Unlike another cannabinoid, tetrahydrocannabinol (THC), CBD does not cause a “high” feeling, so you can potentially relieve pain without alterations to your mood or thinking.

Risk and side effects of CBD

While there’s no evidence to support an addictive nature of CBD oil, you should consult Dr. Renk before you begin using it to help manage your pain. For example, if you’re pregnant or trying to conceive, if your immune system is compromised in some way, or you currently take prescription drugs, CBD oil may not be an ideal treatment.

Otherwise, the vast majority of studies of CBD conclude that CBD is safe and effective at helping you manage an array of health issues.

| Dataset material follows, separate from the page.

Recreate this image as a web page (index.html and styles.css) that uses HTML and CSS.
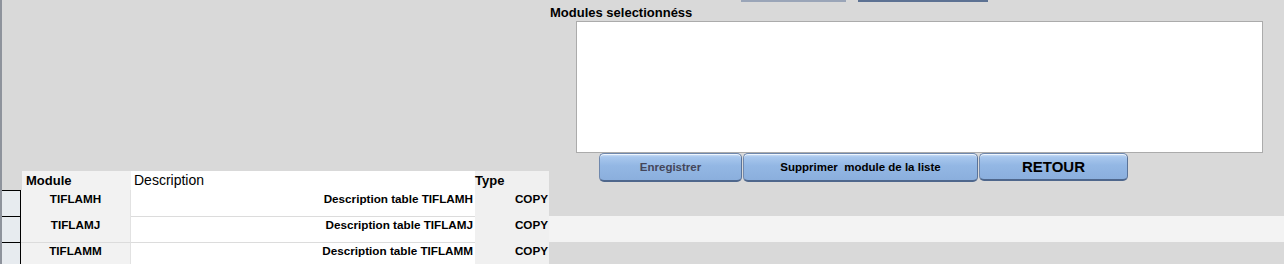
FILE: index.html
```html
<!DOCTYPE html>
<html lang="fr">
<head>
    <meta charset="UTF-8">
    <meta name="viewport" content="width=device-width, initial-scale=1.0">
    <title>Modules</title>
    <link rel="stylesheet" href="styles.css">
</head>
<body>
    <div class="top_strip">
        <span class="stub stub_a"></span>
        <span class="stub stub_b"></span>
    </div>

    <div class="selection">
        <div class="sel_label">Modules selectionnéss</div>
        <div class="sel_list"></div>
        <div class="actions">
            <button class="btn btn_save">Enregistrer</button>
            <button class="btn btn_del">Supprimer&nbsp; module de la liste</button>
            <button class="btn btn_back">RETOUR</button>
        </div>
    </div>

    <div class="grid">
        <div class="row head">
            <div class="sel_box empty"></div>
            <div class="cell c_module">Module</div>
            <div class="cell c_desc">Description</div>
            <div class="cell c_type">Type</div>
        </div>
        <div class="row">
            <div class="sel_box"></div>
            <div class="cell c_module">TIFLAMH</div>
            <div class="cell c_desc">Description table TIFLAMH</div>
            <div class="cell c_type">COPY</div>
        </div>
        <div class="row alt">
            <div class="sel_box"></div>
            <div class="cell c_module">TIFLAMJ</div>
            <div class="cell c_desc line">Description table TIFLAMJ</div>
            <div class="cell c_type">COPY</div>
        </div>
        <div class="row">
            <div class="sel_box"></div>
            <div class="cell c_module line">TIFLAMM</div>
            <div class="cell c_desc line">Description table TIFLAMM</div>
            <div class="cell c_type">COPY</div>
        </div>
    </div>
</body>
</html>
```

FILE: styles.css
```css
html,body{
    margin: 0;
    padding: 0;
}
body{
    width: 1282px;
    height: 264px;
    overflow: hidden;
    background-color: #d9d9d9;
    border-left: 2px solid #8e939c;
    font-family: "Liberation Sans", Arial, sans-serif;
    color: #000;
}

/* bouts de boutons coupés en haut */
.top_strip{
    display: flex;
    height: 2px;
    padding-left: 739px;
}
.stub{
    display: block;
    height: 2px;
}
.stub_a{
    width: 105px;
    background-color: #9aa5b8;
}
.stub_b{
    width: 130px;
    margin-left: 12px;
    background-color: #5d7293;
}

/* zone de sélection */
.selection{
    padding-left: 548px;
}
.sel_label{
    height: 17px;
    padding-top: 2px;
    line-height: 17px;
    font-size: 13px;
    font-weight: bold;
}
.sel_list{
    width: 685px;
    height: 130px;
    margin-left: 26px;
    background-color: #fff;
    border: 1px solid #ababab;
}
.actions{
    display: flex;
    height: 29px;
    padding-left: 49px;
    gap: 1px;
}
.btn{
    height: 29px;
    padding: 0;
    border: 1px solid #6f88ad;
    border-bottom: 2px solid #4f678c;
    border-right-color: #5a7398;
    border-radius: 5px;
    background: linear-gradient(#d3e4f8 0, #a8c7ed 3px, #93b7e4 45%, #8bafdd 100%);
    box-shadow: inset 0 1px 0 #eef5fd;
    font-family: "Liberation Sans", Arial, sans-serif;
    font-size: 11.5px;
    font-weight: bold;
    color: #000;
    cursor: pointer;
}
.btn_save{
    width: 143px;
    color: #44465a;
}
.btn_del{
    width: 235px;
}
.btn_back{
    width: 149px;
    height: 28px;
    font-size: 15px;
}

/* tableau */
.grid{
    margin-top: -11px;
}
.row{
    display: flex;
    height: 26px;
}
.row.alt{
    background-color: #f3f3f3;
}
.row.head{
    height: 19px;
}
.sel_box{
    width: 18px;
    background-color: #e7ebef;
    border-top: 1px solid #000;
    border-right: 1px solid #000;
}
.sel_box.empty{
    width: 20px;
    background: none;
    border: none;
}
.cell{
    box-sizing: border-box;
    font-size: 11.7px;
    font-weight: bold;
    line-height: 14px;
    padding-top: 2px;
}
.c_module{
    width: 110px;
    background-color: #f2f2f2;
    text-align: center;
    border-right: 1px solid #e2e2e2;
}
.c_desc{
    width: 344px;
    background-color: #fff;
    text-align: right;
    padding-right: 2px;
}
.c_type{
    width: 74px;
    background-color: #f0f0f0;
    text-align: right;
    padding-right: 1px;
}
.line{
    border-top: 1px solid #dcdcdc;
    padding-top: 1px;
}
.head .cell{
    line-height: 19px;
    padding-top: 0;
    font-size: 13px;
    text-align: left;
}
.head .c_module{
    width: 109px;
    padding-left: 4px;
    border-right: none;
}
.head .c_desc{
    padding-left: 3px;
    font-size: 14px;
    font-weight: normal;
}
```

In clinical trials, when high doses of CBD oil were given to patients, the most common side effects included feeling tired, gastrointestinal issues, and a decreased appetite. Altered liver enzymes were another concern, but again, only after receiving very high doses of CBD in clinical trials, and participants were also taking prescription medications known to damage the liver.

It’s important to note that CBD may interact with your current medications, so it’s imperative that you consult with Dr. Renk before adding CBD oil to your pain management treatments.

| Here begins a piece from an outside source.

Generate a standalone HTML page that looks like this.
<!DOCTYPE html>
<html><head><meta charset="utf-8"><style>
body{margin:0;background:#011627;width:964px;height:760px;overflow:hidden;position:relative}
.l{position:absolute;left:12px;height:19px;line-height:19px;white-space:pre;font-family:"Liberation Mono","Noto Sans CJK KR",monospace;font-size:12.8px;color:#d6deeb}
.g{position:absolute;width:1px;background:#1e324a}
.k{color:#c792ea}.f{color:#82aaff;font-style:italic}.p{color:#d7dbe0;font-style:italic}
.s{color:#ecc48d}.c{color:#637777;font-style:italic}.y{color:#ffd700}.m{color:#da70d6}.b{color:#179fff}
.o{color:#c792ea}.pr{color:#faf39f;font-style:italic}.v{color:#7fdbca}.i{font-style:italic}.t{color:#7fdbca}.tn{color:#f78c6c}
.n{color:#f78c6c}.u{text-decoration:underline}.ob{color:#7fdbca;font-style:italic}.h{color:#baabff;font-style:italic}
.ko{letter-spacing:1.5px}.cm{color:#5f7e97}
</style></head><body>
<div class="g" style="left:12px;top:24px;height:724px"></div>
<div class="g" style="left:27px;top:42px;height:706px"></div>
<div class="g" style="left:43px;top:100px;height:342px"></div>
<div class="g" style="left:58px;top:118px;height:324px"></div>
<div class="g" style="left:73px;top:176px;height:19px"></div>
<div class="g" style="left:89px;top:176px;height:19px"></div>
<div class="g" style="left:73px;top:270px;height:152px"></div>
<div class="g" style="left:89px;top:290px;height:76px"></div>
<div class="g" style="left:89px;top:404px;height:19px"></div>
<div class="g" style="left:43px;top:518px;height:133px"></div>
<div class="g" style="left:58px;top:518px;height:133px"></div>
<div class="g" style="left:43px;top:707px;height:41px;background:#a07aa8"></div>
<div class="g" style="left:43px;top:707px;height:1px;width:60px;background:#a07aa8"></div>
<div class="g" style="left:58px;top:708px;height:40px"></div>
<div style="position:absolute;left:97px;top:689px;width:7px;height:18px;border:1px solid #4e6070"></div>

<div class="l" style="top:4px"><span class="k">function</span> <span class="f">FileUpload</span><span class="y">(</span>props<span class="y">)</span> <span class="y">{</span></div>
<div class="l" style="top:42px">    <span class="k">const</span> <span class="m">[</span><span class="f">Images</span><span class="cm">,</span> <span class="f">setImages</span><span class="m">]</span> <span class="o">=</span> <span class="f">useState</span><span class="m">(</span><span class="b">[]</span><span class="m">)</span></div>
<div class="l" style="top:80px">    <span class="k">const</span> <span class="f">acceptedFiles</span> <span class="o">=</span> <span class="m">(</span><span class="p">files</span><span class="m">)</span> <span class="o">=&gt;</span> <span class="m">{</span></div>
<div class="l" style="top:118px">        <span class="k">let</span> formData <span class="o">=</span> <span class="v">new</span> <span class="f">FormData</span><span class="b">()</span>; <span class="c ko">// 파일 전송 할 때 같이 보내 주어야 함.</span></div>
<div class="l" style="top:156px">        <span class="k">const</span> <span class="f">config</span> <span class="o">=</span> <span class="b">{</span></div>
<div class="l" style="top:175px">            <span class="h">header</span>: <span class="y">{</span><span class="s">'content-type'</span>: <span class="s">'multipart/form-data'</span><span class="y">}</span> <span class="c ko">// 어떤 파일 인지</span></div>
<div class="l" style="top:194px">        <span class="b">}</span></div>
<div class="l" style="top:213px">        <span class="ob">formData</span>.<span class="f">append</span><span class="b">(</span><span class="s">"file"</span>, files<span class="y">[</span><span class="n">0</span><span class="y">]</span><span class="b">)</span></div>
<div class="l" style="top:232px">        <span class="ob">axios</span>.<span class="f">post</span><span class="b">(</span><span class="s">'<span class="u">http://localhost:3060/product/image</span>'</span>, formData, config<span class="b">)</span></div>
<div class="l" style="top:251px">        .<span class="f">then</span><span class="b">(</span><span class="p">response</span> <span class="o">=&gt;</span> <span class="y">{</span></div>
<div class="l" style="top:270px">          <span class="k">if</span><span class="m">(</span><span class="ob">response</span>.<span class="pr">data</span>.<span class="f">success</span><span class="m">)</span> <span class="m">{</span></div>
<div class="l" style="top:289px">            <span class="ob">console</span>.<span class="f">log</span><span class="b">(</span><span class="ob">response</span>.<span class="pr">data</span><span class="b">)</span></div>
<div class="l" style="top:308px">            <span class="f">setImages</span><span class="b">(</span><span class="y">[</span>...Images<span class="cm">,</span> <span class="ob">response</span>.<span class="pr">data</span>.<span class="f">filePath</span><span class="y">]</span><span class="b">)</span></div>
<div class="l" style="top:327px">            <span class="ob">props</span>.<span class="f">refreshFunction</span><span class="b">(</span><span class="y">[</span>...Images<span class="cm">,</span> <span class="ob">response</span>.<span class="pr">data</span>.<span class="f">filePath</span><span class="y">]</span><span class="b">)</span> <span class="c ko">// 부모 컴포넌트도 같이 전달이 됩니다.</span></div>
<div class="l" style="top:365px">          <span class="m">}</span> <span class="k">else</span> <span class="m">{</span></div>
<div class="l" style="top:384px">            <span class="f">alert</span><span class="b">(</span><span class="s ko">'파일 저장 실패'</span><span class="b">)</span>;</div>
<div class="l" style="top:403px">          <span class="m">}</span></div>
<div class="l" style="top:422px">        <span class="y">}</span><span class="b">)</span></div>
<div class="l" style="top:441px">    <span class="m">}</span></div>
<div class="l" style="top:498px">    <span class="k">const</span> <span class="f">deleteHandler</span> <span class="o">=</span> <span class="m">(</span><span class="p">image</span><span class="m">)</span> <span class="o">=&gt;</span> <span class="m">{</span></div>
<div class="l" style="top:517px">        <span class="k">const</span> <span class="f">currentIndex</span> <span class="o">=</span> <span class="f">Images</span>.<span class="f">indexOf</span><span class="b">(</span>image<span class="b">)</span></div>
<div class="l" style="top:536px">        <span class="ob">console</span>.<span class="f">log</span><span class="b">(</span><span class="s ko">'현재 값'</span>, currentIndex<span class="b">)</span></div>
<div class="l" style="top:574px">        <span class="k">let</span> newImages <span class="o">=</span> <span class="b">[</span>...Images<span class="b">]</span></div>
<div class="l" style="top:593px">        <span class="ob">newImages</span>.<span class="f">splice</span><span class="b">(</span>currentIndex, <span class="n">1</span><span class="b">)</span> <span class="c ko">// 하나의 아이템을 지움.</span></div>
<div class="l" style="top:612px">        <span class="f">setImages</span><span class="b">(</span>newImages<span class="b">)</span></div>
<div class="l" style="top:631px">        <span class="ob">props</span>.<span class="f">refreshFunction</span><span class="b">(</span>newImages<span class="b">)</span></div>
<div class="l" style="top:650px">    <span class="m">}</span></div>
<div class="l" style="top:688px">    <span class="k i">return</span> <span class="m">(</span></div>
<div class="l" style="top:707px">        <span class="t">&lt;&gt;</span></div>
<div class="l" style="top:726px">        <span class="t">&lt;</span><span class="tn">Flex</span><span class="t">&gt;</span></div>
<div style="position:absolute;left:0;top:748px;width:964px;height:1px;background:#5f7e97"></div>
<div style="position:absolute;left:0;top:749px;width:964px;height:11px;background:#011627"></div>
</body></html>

CBD oil for chronic pain management

With minimal side effects and risks, you might be wondering if adding CBD to your pain management treatment plan is beneficial. How exactly does CBD relieve pain?

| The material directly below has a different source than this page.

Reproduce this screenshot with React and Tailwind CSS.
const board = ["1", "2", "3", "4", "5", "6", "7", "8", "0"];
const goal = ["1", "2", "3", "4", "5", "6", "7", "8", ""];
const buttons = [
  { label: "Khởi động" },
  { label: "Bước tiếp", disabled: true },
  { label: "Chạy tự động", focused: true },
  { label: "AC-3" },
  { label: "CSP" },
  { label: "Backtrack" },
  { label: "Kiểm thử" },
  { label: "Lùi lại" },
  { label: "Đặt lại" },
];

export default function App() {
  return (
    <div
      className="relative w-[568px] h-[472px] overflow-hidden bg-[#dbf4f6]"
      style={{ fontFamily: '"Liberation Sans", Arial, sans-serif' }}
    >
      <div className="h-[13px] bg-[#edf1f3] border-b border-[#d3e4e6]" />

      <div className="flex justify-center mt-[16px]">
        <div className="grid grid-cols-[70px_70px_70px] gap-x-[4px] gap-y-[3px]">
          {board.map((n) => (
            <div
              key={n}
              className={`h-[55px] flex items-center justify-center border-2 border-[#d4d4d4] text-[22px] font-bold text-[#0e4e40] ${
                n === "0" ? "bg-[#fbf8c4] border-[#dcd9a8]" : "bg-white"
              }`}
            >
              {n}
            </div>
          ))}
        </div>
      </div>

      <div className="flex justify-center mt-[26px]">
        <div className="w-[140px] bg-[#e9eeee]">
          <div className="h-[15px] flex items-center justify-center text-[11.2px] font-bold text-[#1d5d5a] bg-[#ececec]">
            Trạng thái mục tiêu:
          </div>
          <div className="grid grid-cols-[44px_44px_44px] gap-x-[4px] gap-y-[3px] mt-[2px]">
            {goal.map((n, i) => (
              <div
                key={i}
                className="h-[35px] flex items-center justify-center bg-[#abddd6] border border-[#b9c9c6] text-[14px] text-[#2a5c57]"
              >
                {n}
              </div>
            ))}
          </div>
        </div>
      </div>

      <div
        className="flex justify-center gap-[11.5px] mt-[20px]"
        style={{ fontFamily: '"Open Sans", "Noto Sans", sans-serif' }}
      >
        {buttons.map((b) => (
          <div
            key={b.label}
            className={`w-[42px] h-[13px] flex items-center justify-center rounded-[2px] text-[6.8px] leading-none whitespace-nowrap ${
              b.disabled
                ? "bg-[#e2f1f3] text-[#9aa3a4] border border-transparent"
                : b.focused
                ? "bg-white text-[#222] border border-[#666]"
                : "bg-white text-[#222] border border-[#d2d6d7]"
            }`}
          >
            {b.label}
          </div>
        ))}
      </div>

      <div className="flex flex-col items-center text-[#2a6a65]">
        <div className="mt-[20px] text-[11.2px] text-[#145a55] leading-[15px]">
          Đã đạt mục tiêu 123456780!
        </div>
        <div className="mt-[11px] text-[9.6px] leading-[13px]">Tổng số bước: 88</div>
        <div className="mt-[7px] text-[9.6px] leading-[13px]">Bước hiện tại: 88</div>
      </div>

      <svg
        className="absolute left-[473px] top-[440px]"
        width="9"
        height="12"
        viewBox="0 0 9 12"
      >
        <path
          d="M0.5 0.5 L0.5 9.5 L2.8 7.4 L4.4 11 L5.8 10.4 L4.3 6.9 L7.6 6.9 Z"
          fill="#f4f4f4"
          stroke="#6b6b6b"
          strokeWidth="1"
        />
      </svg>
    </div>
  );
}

It inhibits inflammatory agents so it can help dull tingling, prickling, and burning sensations associated with some types of chronic pain. This often makes CBD oil an effective supplement for neuropathic pain and other types of pain caused by inflammation.

Recent studies also indicate that CBD oil may be effective at relieving headache and migraine pain , and for arthritis, such as osteoarthritis, which causes joint pain and stiffness. The National Cancer Institute also notes that CBD can potentially reduce the side effects of chemotherapy treatments, including pain, decreased appetite, nausea, and vomiting.

The bottom line on CBD for pain management

Based on what we know about CBD oil and the clinical trials that are available, for the most part, you don’t have to worry about unpleasant side effects or a long-term, addictive nature to CBD oil. As part of a comprehensive pain management plan, CBD oil may help you reduce other medications that do come with side effects and the potential to form a drug dependency.

However, as with any type of treatment, it’s best to consult your physician before beginning something new. Dr. Renk can warn you of any potential drug interactions that CBD could have with your current prescription or over-the-counter pain medications.